Graham Reid | | 3 min read
With so many CDs commanding and demanding attention Elsewhere will run this occasional column which scoops up releases by international artists, in much the same way as our SHORT CUTS column picks up New Zealand artists.
Comments will be brief.
Douglas Dare: Aforger (Erased Tapes/Southbound)
At the intersection of electronica artist and melodramatic singer-songwriter, Britain's Dare (think an Anohni of the early Eighties) channels his troubles and concerns – betrayal by his boyfriend, approval from his father/Father, the world of new technology -- into 10 songs which quiver with self-centred questioning and doubt.
What gets the listener through these often fraught and indulgent emotions are the fragile beauty of the simple soundbed arrangements, his yearning style and ability to pop in a chorus to keep this from falling into open-heart therapy.
Lotta first person singular and “you”, some bitter sadness about recent events and some interesting play within ideas of gender.
Not for everyone but over the 45 minutes quite an engaging and sonically understated second album from someone worth hearing and listening out for. It'll be interesting to see where Dare goes once he's put these troubles behind him, it's not a vein he can keep mining.
Another interesting release from Erased Tapes.

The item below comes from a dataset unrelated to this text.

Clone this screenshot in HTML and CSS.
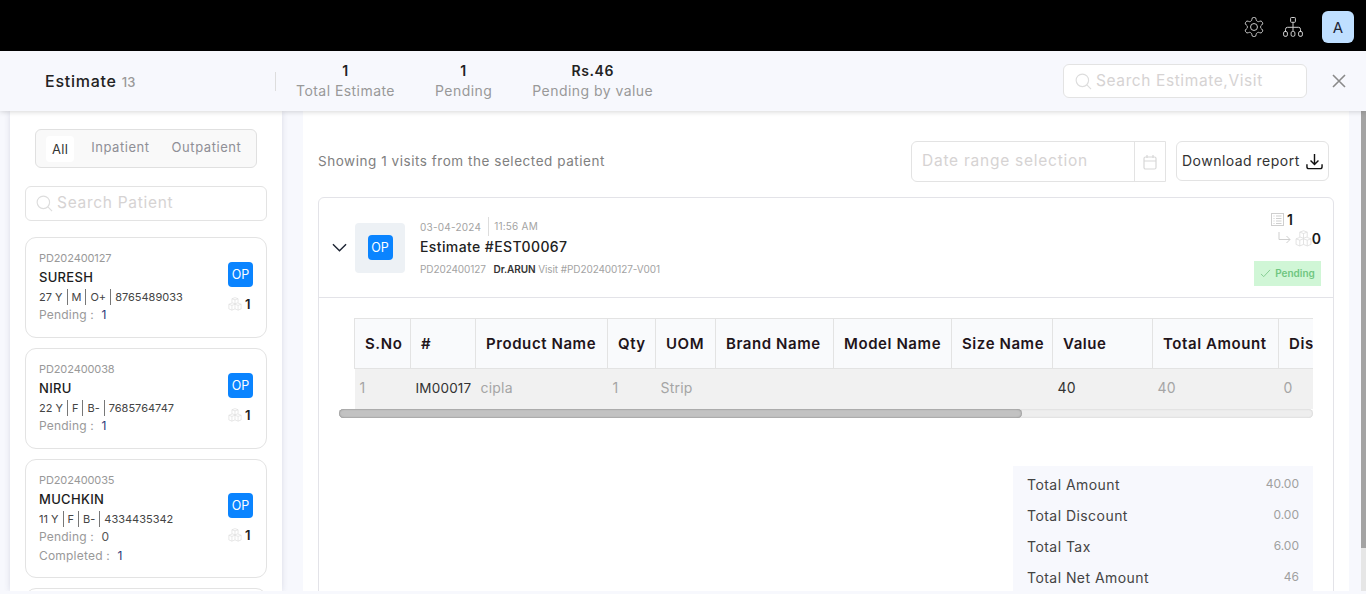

Various Artists: Do Right Men (Zip City)
Subtitled “A Tribute to Dan Penn and Spooner Oldham”, this 17 song collection showcases the songs of this great songwriting duo such as I'm Your Puppet (here by Buddy Causey), Cry Like a Baby (Christine Ohlman and Bonnie Bramlett), Dark End of the Street (former Amazing Rhythm Aces' Russell Smith with Oldham himself on Wurlitzer), Do Right Woman Do Right Man (Sandy Jackson), I Met Her in Church (Marc Phillips) and so on.
These songs – and others like Sweet Inspiration, Out of Left Field and Hello Memphis – are Southern country-soul classics and the artists, most of them unfamiliar names, and their bands (recorded in Big Star Studios and some with Muscle Shoals bassist David Hood and other excellent session players) are mostly right on the money.
But given the considerable reissue programme of Penn/Oldham songs (many including versions by the artists who originally covered them) undertaken in recent years this can also seem surplus to requirements.
However as an opportunity to hear these lesser-known singers test themselves against great songs and the history, this is a fine calling card for many of them. Is that an enticement though?
Burnseer: Burnseer (Green Monkey)
And as the name of this trio (with guest guitarist Kurt Bloch in a few places) suggests, it is "now for something completely different". From the prolific Green Monkey out of Seattle they come, a garage-pop band fronted by main writer Frankie G who has as her starting point economic power pop (10 songs in 35 minutes, do the maths).
The promo promise of her being the love child of PJ Harvey and Patti Smith somewhat over-eggs this, although it is fair to observe they sound more NYC 1980 than from the Pacific Northwest.
But many, many bands have passed this way over the decades and – aside from the Sixties psyche-rock instrumental title track – mostly this is pretty ordinary ragged-edge pop-rock, and sometimes – as on the uncommitted and overlong Corner – somewhat lame.
Nouvelle Vague: I Could Be Happy (Cartell/Border)
Just as orchestral treatments of material by the Beatles and the Stones, swing arrangements of Oasis songs, metal classics and so on ran their course, so it must be with this French pop outfit who again parlay their cool, dreamy, sometimes Latin-flavoured and often deliberately anodyne takes on punk and New Wave pop-rock.
Yes, what they prove is how decent if rather simple tunes were buried behind fuzzy guitars and phlegm. But once that point has been made – as with white-on-white canvasses in art galleries which are no longer as revolutionary or challenging as when Malevich did one almost a century ago – all the rest is just repetition and the familiar.
So here again – with guest vocalists such as Melanie Pain and Camille – are tunes by Richard Hell (Love Comes in Spurts), Brian Eno (No One is Receiving), the Ramones (I Wanna Be Sedated) and the Cure (All Cats Are Grey) alongside originals by NV's Marc Collin and Olivier Libaux.
It's where chic meets street, and now – on this fifth album – of little interest . . . other than as a fashion accessory and conversation starter for a cocktail party where people laugh just a little too loud, and very self-consciously.